Create a negative financial arrangement such that players need to be sold (again) to balance the books
Relegation
Building a terrible new ground

Of all these, I'd worry about building a bad ground; the others can I think could be turned around with new owners within 10 years.
Whomever comes in as new owner will at least have the disastrous schemes of the Kenwright years to guide them as a "How not to build a stadium' guide.

This issue though is probably the only thing they'll have going for them if the possible buyers are as woeful as we're led to believe. They'll come in with a big song and dance about a state of the art stadium with bells and whistles and most wont stop to look beyond all that at the details of acquisition.
 
Has the scenario around Premiership ownership not changed within the last 3-5 years.

Previously, the new owners of football clubs generally fell into two distinct categories. The super wealthy who wanted to own a trophy club and were prepared to sink vast amounts of their own wealth to obtain the status that a really successful club can bring.
The other and more common category were those who(in spite of the rhetoric) were interested in getting rich themselves and very often found out they simply could not make money and ended up as a disaster for owner and club.

The new wealth pouring into football possibly offers the opportunity for a new category, the investor who wants to make a gain(who doesn't) but realises that prudently running a successful club offers the greatest opportunity of all to make enormous profits.

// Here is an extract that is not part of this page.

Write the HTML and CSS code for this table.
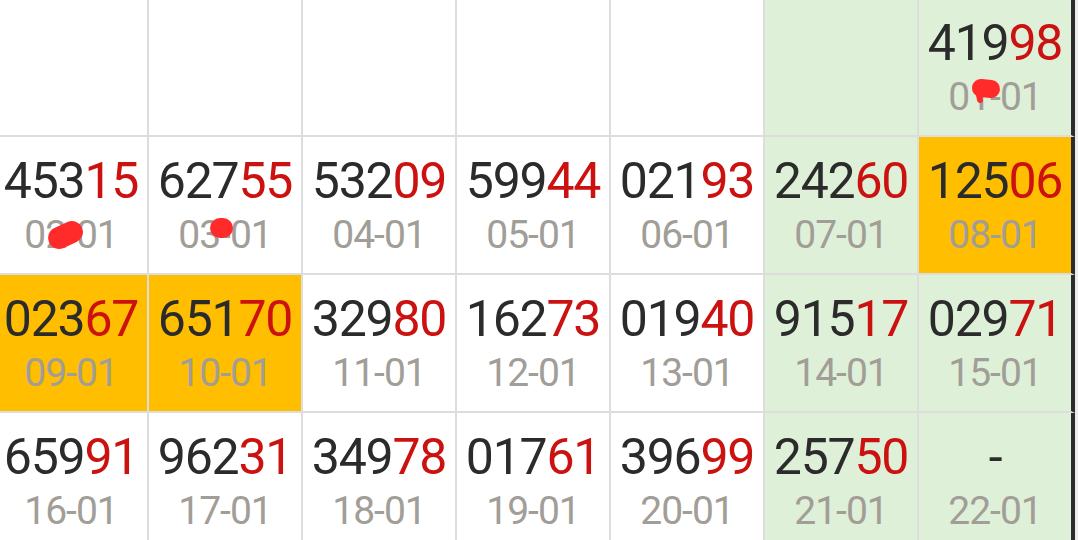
FILE: index.html
```html
<!DOCTYPE html>
<html>
<head>
<meta charset="utf-8">
<link rel="stylesheet" href="styles.css">
</head>
<body>
<div class="page">
  <div class="grid">
    <div class="cell"></div>
    <div class="cell"></div>
    <div class="cell"></div>
    <div class="cell"></div>
    <div class="cell"></div>
    <div class="cell green"></div>
    <div class="cell green last">
      <div class="num">419<span class="hi">98</span></div>
      <div class="date">01-01</div>
      <svg class="mark m3" width="44" height="40" viewBox="0 0 44 40"><path d="M21 18 L31 19" stroke="#ff2a2a" stroke-width="18" stroke-linecap="round" fill="none"/><path d="M19 25 L20 30" stroke="#ff2a2a" stroke-width="6" stroke-linecap="round" fill="none"/></svg>
    </div>

    <div class="cell">
      <div class="num">453<span class="hi">15</span></div>
      <div class="date">02-01</div>
      <svg class="mark m1" width="50" height="45" viewBox="0 0 50 45"><path d="M19 28 L32 22" stroke="#ff2a2a" stroke-width="22" stroke-linecap="round" fill="none"/></svg>
    </div>
    <div class="cell">
      <div class="num">627<span class="hi">55</span></div>
      <div class="date">03-01</div>
      <svg class="mark m2" width="44" height="40" viewBox="0 0 44 40"><path d="M20 18 L23 18" stroke="#ff2a2a" stroke-width="20" stroke-linecap="round" fill="none"/></svg>
    </div>
    <div class="cell">
      <div class="num">532<span class="hi">09</span></div>
      <div class="date">04-01</div>
    </div>
    <div class="cell">
      <div class="num">599<span class="hi">44</span></div>
      <div class="date">05-01</div>
    </div>
    <div class="cell">
      <div class="num">021<span class="hi">93</span></div>
      <div class="date">06-01</div>
    </div>
    <div class="cell green">
      <div class="num">242<span class="hi">60</span></div>
      <div class="date">07-01</div>
    </div>
    <div class="cell orange last">
      <div class="num">125<span class="hi">06</span></div>
      <div class="date">08-01</div>
    </div>

    <div class="cell orange">
      <div class="num">023<span class="hi">67</span></div>
      <div class="date">09-01</div>
    </div>
    <div class="cell orange">
      <div class="num">651<span class="hi">70</span></div>
      <div class="date">10-01</div>
    </div>
    <div class="cell">
      <div class="num">329<span class="hi">80</span></div>
      <div class="date">11-01</div>
    </div>
    <div class="cell">
      <div class="num">162<span class="hi">73</span></div>
      <div class="date">12-01</div>
    </div>
    <div class="cell">
      <div class="num">019<span class="hi">40</span></div>
      <div class="date">13-01</div>
    </div>
    <div class="cell green">
      <div class="num">915<span class="hi">17</span></div>
      <div class="date">14-01</div>
    </div>
    <div class="cell green last">
      <div class="num">029<span class="hi">71</span></div>
      <div class="date">15-01</div>
    </div>

    <div class="cell">
      <div class="num">659<span class="hi">91</span></div>
      <div class="date">16-01</div>
    </div>
    <div class="cell">
      <div class="num">962<span class="hi">31</span></div>
      <div class="date">17-01</div>
    </div>
    <div class="cell">
      <div class="num">349<span class="hi">78</span></div>
      <div class="date">18-01</div>
    </div>
    <div class="cell">
      <div class="num">017<span class="hi">61</span></div>
      <div class="date">19-01</div>
    </div>
    <div class="cell">
      <div class="num">396<span class="hi">99</span></div>
      <div class="date">20-01</div>
    </div>
    <div class="cell green">
      <div class="num">257<span class="hi">50</span></div>
      <div class="date">21-01</div>
    </div>
    <div class="cell green last">
      <div class="num">-</div>
      <div class="date">22-01</div>
    </div>
  </div>
</div>
</body>
</html>
```

FILE: styles.css
```css
html, body {
  margin: 0;
  padding: 0;
}
body {
  background: #ececec;
  width: 1078px;
  height: 540px;
  overflow: hidden;
  font-family: Roboto, "Liberation Sans", sans-serif;
}
.page {
  margin-left: -5px;
  margin-top: -1px;
}
.grid {
  display: grid;
  grid-template-columns: repeat(6, 154px) 156px;
  grid-auto-rows: 138px;
}
.cell {
  position: relative;
  background: #ffffff;
  border-right: 2px solid #dddddd;
  border-bottom: 2px solid #dddddd;
  padding-top: 19px;
  text-align: center;
  box-sizing: border-box;
}
.cell.last {
  border-right: 4px solid #2c2c2c;
}
.cell.green {
  background: #dff0d8;
}
.cell.orange {
  background: #ffbe00;
}
.num {
  font-size: 50px;
  line-height: 50px;
  letter-spacing: -1.2px;
  color: #2b2b2b;
  white-space: nowrap;
}
.hi {
  color: #cc1111;
}
.date {
  font-size: 39px;
  line-height: 58px;
  letter-spacing: -1px;
  color: #a19d97;
  white-space: nowrap;
}
.mark {
  position: absolute;
  display: block;
}
.m1 {
  left: 45px;
  top: 73px;
}
.m2 {
  left: 51px;
  top: 73px;
}
.m3 {
  left: 41px;
  top: 71px;
}
```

Bill Kenwright is probably an example of an owner with relatively little resources who took over a club , stabilised it's affairs over a relatively prolonged period and now it would appear may make a capital gain greater than he could ever make from his theatric operation.

The example of Liverpool is being quoted here as well as owners who are prudent and appear to be prepared to gradually build the club over a period of time.

Hopefully, our new owners will be of a similar mind in taking a long term view of our club , realising that in the long term the greatest gain comes from owning a successful club.